I need to be a better me...

  It's almost 1am Sunday morning.  I finished up some dishes and laundry a few minutes ago.  My train of thought wanders this time of night, and I keep coming back to Anabelle and the hard days we've had this week.  She is so strong willed, and I don't think I am raising her in the way that is best suited for her.  I feel like I try to break her spirit every day when I should be giving it wings to fly.  She is so smart.  Not just the typical, my kid is smart kind of intelligence.  She is a firecracker.  She understands things that normal three year olds do not.  She is capable of thinking along the lines of a much older child.  Her bull-headedness is, I think, a direct result of her attempt to channel some of her pent up frustration since she has no other way of letting it out.  I worry about her more than my other girls when she gets older.  She wants so badly to tear away from our parental grasp and she doesn't show any signs of stopping.  I'm not sure how best to handle this little person.  I pray over her most every night, but I think my prayers need to be more specific when I ask for her health and well being.  I need for God to raise her.  I'm not doing such a good job.
  Some days, it seems as though I stay in a constant state of anxious frustration, unable to let my guard down, unable to lower my voice, unable to break free of this Mr. Hyde persona she brings out in me.  Other days, she will sit quietly with me, being more than an angel, and I feel so at peace.  Maybe it is her age and she will mature into a less devious person (strong word, but I cannot think of anything better).  I can only hope.  I just get so tired of having to be on high alert every waking minute of every day.
  Doing dishes tonight, I thought about how I can encourage her independent spirit without encouraging her to continue with negative behaviors.  I think I might have to relax about a few things and maybe use that as a tool to help me.  Maybe then, she'll be more willing to obey- if she feels like she has had a little room to move the way she wants to.  I'm not talking about breaking the rules or letting bad behavior slide.  I just think that, if she wants to do some things for herself (and, oh does she want to do that!!) that I should be more than willing to let her.  Maybe, she can choose her own clothes and get herself dressed in the mornings.  Maybe I should give her the responsibility of making her bed.  She's three, but she can do it, I think.
  I want her to feel in control of part of her life so that maybe, even if it's not what she had in mind, she might listen to me when things are not her decision.  The old phrase, "Give them an inch and they'll take a mile" comes to mind.  I guess I'll just have to see what happens.
  Whatever the result, something's gotta give.  I know that through all of this, I will be working on myself.  I always said I wouldn't be a screamer/yeller.  It happened.  I feel ashamed of that part of my life, so hopefully God will take that from me.  Hopefully, Anabelle and the other kids will benefit from it, too.  God is good.

09 June, 2011

Summer is here


  I have been enjoying the rains and breezy spring weather that Texas gives so willingly the first few months of each year.  Wildflowers and weeds abound, making the highway hills dance with colorful delight.  I have lovingly been the recipient of more handpicked Ella and Anabelle bouquets than I have mini vases for.  Sadly, all of that has vanished into thin air and we have been catapulted straight into the brick wall of summer heat.  Most of the country is experiencing record high temperatures, but we are just playing out our lot in life and hovering in the mid nineties.  Fortunately, no records are being broken, as that would put us well into the triple digits.

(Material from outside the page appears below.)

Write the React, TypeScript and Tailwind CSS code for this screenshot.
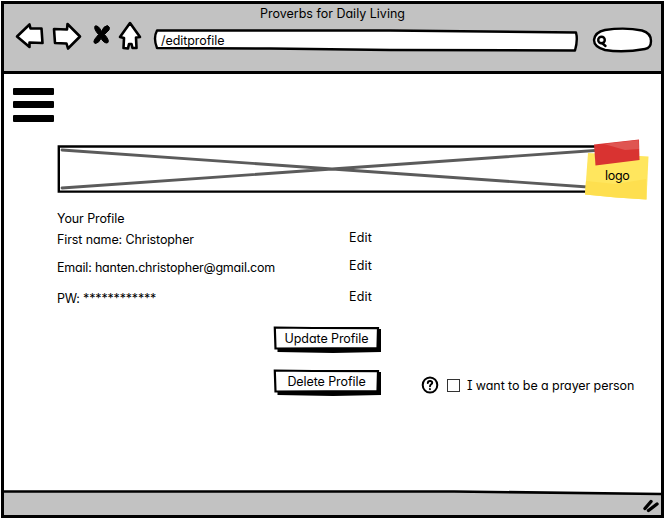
import React from "react";

const ink = { stroke: "#000", strokeWidth: 2.6, strokeLinejoin: "round" as const, strokeLinecap: "round" as const };

function Toolbar() {
  return (
    <header className="flex h-[67px] shrink-0 flex-col bg-[#c2c2c2]">
      <h1 className="h-[17px] pl-[256px] text-[12.5px] leading-[20px]">Proverbs for Daily Living</h1>
      <div className="flex h-[36px] items-start">
        <svg width="28" height="30" viewBox="15 22 28 30" className="ml-[11px] shrink-0 overflow-visible" fill="#fff" {...ink}>
          <path d="M17 37.500 L29.500 25.500 L30.500 29.500 L41.500 29.500 L42.500 44 L29.500 43.500 L29.500 48 Z" />
        </svg>
        <svg width="30" height="30" viewBox="52 22 30 30" className="ml-[9px] shrink-0 overflow-visible" fill="#fff" {...ink}>
          <path d="M54 30 L67 30.500 L67.500 25 L80 37.500 L68 49.500 L66.500 44.500 L55 44 Z" />
        </svg>
        <svg width="18" height="30" viewBox="93 22 18 30" className="ml-[11px] shrink-0 overflow-visible" stroke="#000" strokeWidth="1" strokeLinejoin="round">
          <path d="M95 27 Q98.500 26 101.500 32.500 Q103.500 27 107.500 26.500 Q110.500 28 109 31 L104.500 35.500 Q109.500 41 108 43.500 Q105 45.500 101 39.500 Q98.500 44.500 95 44.500 Q93 43.500 94.500 40.500 L98.500 35.500 Q93.500 30 95 27 Z" />
        </svg>
        <svg width="24" height="30" viewBox="118 22 24 30" className="ml-[7px] shrink-0 overflow-visible" fill="#fff" {...ink}>
          <path d="M130 24 L140 38 L136 38.500 L136.500 49 L132.500 49 L131.500 45 L129 45 L128 49.500 L123.500 49 L124 39 L120 38 Z" />
        </svg>
        <div className="relative ml-[10px] mt-[7px] h-[24px] w-[428px] shrink-0">
          <svg width="428" height="24" viewBox="152 29 428 24" className="absolute inset-0" fill="#fff" {...ink} strokeWidth="2.400">
            <path d="M157 31.500 L390 31.500 L576 33.500 Q578 41 575 51.500 L390 51 L270 49.500 L157 49 Q153 39 157 31.500 Z" />
          </svg>
          <span className="relative block pl-[9px] pt-[4px] text-[12.5px] leading-[18px] tracking-[-0.06px]">/editprofile</span>
        </div>
        <svg width="62" height="28" viewBox="592 27 62 28" className="ml-[12px] mt-[5px] shrink-0" fill="#fff" {...ink} strokeWidth="2.400">
          <path d="M605 31 Q625 28 642 31.500 Q651 34 651 42 Q651 49 645 50 Q623 54 605 51 Q594 48 594 41 Q595 33 605 31 Z" />
          <circle cx="601.500" cy="41" r="3.300" />
          <path d="M602 44 L605.500 47" />
        </svg>
      </div>
    </header>
  );
}

function Banner() {
  return (
    <div className="relative ml-[53px] mt-[22px] h-[48px] w-[592px]">
      <svg width="552" height="48" viewBox="57 145 552 48" fill="none" strokeLinecap="round">
        <path d="M58.800 146.500 H606 V191.600 H58.800 Z" stroke="#000" strokeWidth="2.400" />
        <path d="M62 150 L332 169 L602 188 M62 188 L332 169 L602 150" stroke="#5b5b5b" strokeWidth="2.800" />
      </svg>
      <div className="absolute left-[527px] top-[-7px] h-[62px] w-[65px]">
        <svg width="65" height="62" viewBox="584 138 65 62" className="absolute inset-0">
          <path d="M588 153 L648.500 156.500 L646.500 199.500 L616 197.500 L585 194.500 Z" fill="#ffe65e" />
          <path d="M586 181 L616 184 L646 179 L646.500 199.500 L616 197.500 L585 194.500 Z" fill="#fedf4f" />
          <path d="M594 144.500 L639 139.500 L639.500 160 L595.500 165.500 Z" fill="#d93331" />
          <path d="M604 144 L638.500 140 L639 149 L625 150 Z" fill="#df5551" />
        </svg>
        <span className="relative block pl-[21px] pt-[29px] text-[12.5px] leading-[18px] tracking-[-0.3px]">logo</span>
      </div>
    </div>
  );
}

function Field({ children, className, editClass }: { children: React.ReactNode; className: string; editClass: string }) {
  return (
    <div className={`flex items-start pl-[53px] text-[12.5px] leading-[18px] ${className}`}>
      <p className="w-[292px]">{children}</p>
      <button className={`tracking-[0.2px] ${editClass}`}>Edit</button>
    </div>
  );
}

function SketchButton({ label, className }: { label: string; className: string }) {
  return (
    <button className={`relative ml-[269px] h-[27px] w-[110px] ${className}`}>
      <svg width="110" height="27" viewBox="0 0 110 27" className="absolute inset-0">
        <path d="M4.500 23 L4.500 26 L60 27 L108 26 L108 3 L104 3 Z" />
        <path d="M1.800 1.500 L40 2 L105 2.200 L104.500 22 L2.500 22.500 Z" fill="#fff" stroke="#000" strokeWidth="2.200" />
      </svg>
      <span className="relative block w-[107px] pb-[1px] text-center text-[12.5px] leading-[18px] tracking-[-0.08px]">{label}</span>
    </button>
  );
}

export default function App() {
  return (
    <div className="h-[519px] w-[665px] overflow-hidden bg-white pl-px pt-px font-['Inter','Liberation_Sans',sans-serif] text-black" style={{ fontFeatureSettings: '"cv11" 1, "ss03" 1' }}>
      <div className="flex h-[517px] w-[663px] flex-col border-[3px] border-black">
        <Toolbar />
        <div className="h-[3px] shrink-0 bg-black" />
        <main className="h-[416px] shrink-0">
          <div className="flex h-[49px] w-[50px] flex-col pl-[9px] pt-[14px]">
            <span className="h-[7px] shrink-0 rounded-[1px] bg-black" />
            <span className="mt-[6px] h-[7px] shrink-0 rounded-[1px] bg-black" />
            <span className="mt-[7px] h-[7px] shrink-0 rounded-[1px] bg-black" />
          </div>
          <Banner />
          <h2 className="mt-[17px] pl-[53px] text-[12.5px] leading-[18px] tracking-[-0.1px]">Your Profile</h2>
          <Field className="mt-[3px] tracking-[-0.1px]" editClass="mt-[-2px]">First name: Christopher</Field>
          <Field className="mt-[10px] tracking-[-0.2px]" editClass="mt-[-2px]">Email: hanten.christopher@gmail.com</Field>
          <Field className="mt-[13px] tracking-[-0.17px]" editClass="mt-[-2px]">PW: ************</Field>
          <SketchButton label="Update Profile" className="mt-[18px] block" />
          <div className="mt-[16px] flex items-start">
            <SketchButton label="Delete Profile" className="shrink-0" />
            <svg width="18" height="18" viewBox="0 0 18 18" className="ml-[38px] mt-[7px] shrink-0" fill="none" stroke="#000" strokeWidth="2" strokeLinecap="round">
              <ellipse cx="9" cy="9" rx="7.300" ry="7.600" />
              <path d="M6.800 7 Q7 4.700 9.300 4.900 Q11.800 5.300 11 7.500 Q9 8.800 9 10.300 M8.900 13 L9 13.100" />
            </svg>
            <span className="ml-[8px] mt-[10px] size-[13px] shrink-0 border border-[#333]" />
            <label className="ml-[7px] mt-[8px] whitespace-nowrap text-[12.5px] leading-[18px] tracking-[-0.08px]" style={{ fontFeatureSettings: '"cv11" 1, "cv08" 1' }}>I want to be a prayer person</label>
          </div>
        </main>
        <footer className="relative flex flex-1 justify-end bg-[#c2c2c2]">
          <svg width="657" height="6" viewBox="0 0 657 6" className="absolute left-0 top-0">
            <path d="M0 0 H657 V4 L450 1.500 H0 Z" fill="#fff" />
            <path d="M0 1.500 L450 1.500 L657 4" fill="none" stroke="#000" strokeWidth="2.600" />
          </svg>
          <svg width="18" height="16" viewBox="642 498 18 16" className="mt-[8px] overflow-visible" stroke="#000" strokeWidth="3.400" strokeLinecap="round">
            <path d="M644 508.500 L650 501.500 M647.500 510.500 L656 504" />
          </svg>
        </footer>
      </div>
    </div>
  );
}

  It has been an interesting quest, attempting to find indoor activities for the children to sink their teeth into.  The battles wage ever increasingly as the boredom grows.  I try to send them outdoors each morning before the sun blazes down too harshly.  We've eaten watermelon, bathed the dog, run in sprinklers, and swam in lukewarm pools.  Playdoh and coloring books are becoming an all too familiar sight and don't seem to hold their attention for very long anymore.  I recently told Elizabeth that she will be learning how to do the dishes and will also be responsible for planning one meal each week.  The hard part is, I have to teach her how!  I am going to make every attempt to make it fun and enjoyable so that she wants to help as opposed to feeling as thought she is my personal slave...secretly, though, isn't that why parents have kids?  ;-)  I hope to find several inexpensive or free activities to take the kiddos to once swimming lessons are completed.  We have about seven more swim sessions and ballet through the end of June before we'll really get any kind of break from scheduled activities.  Oh, well, at least the kids aren't complaining!

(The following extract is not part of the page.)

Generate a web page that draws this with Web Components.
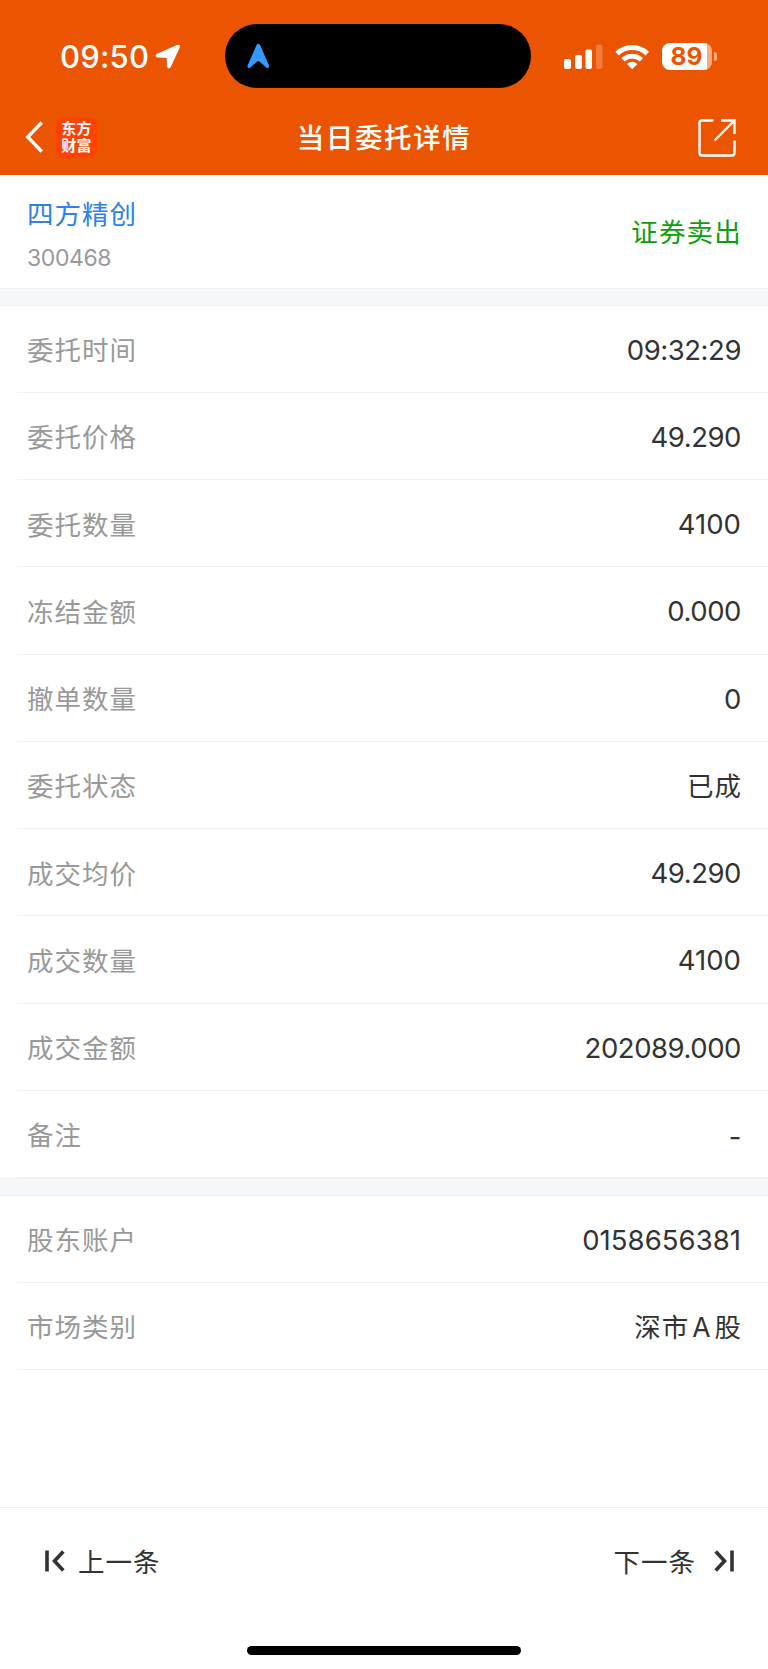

  I finally got my White Mountain ice cream freezer that I have been drooling over for about ten years.  We will certainly be running the motor on a weekly basis, and have already concocted the most delicious vanilla bean ice cream I've tasted in years.  A friend reminded us of Big Red ice cream, a favorite from many a church pot luck ice cream social, but I think the next on the list will be either peach or strawberry.  Either way, it will be yummy and serve us well in our mission to keep cool.  I love this particular freezer because it is built to last for generations.  I plan on purchasing the hand crank for it so we can have the option of either motorized or manual labor (read: children!!!).  Every tyke needs the memory of a quilt-wrapped ice cream bucket, with one sibling sitting on top of the cantankerous hand crank while the others are taking turns churning the machine or licking the rock salt.  I will never forget those moments on the ranch from my childhood.  I cannot wait for my own son and daughters to forge some memories of their own.

  For now, stay cool and enjoy the summer.  Love from the Lone Star State.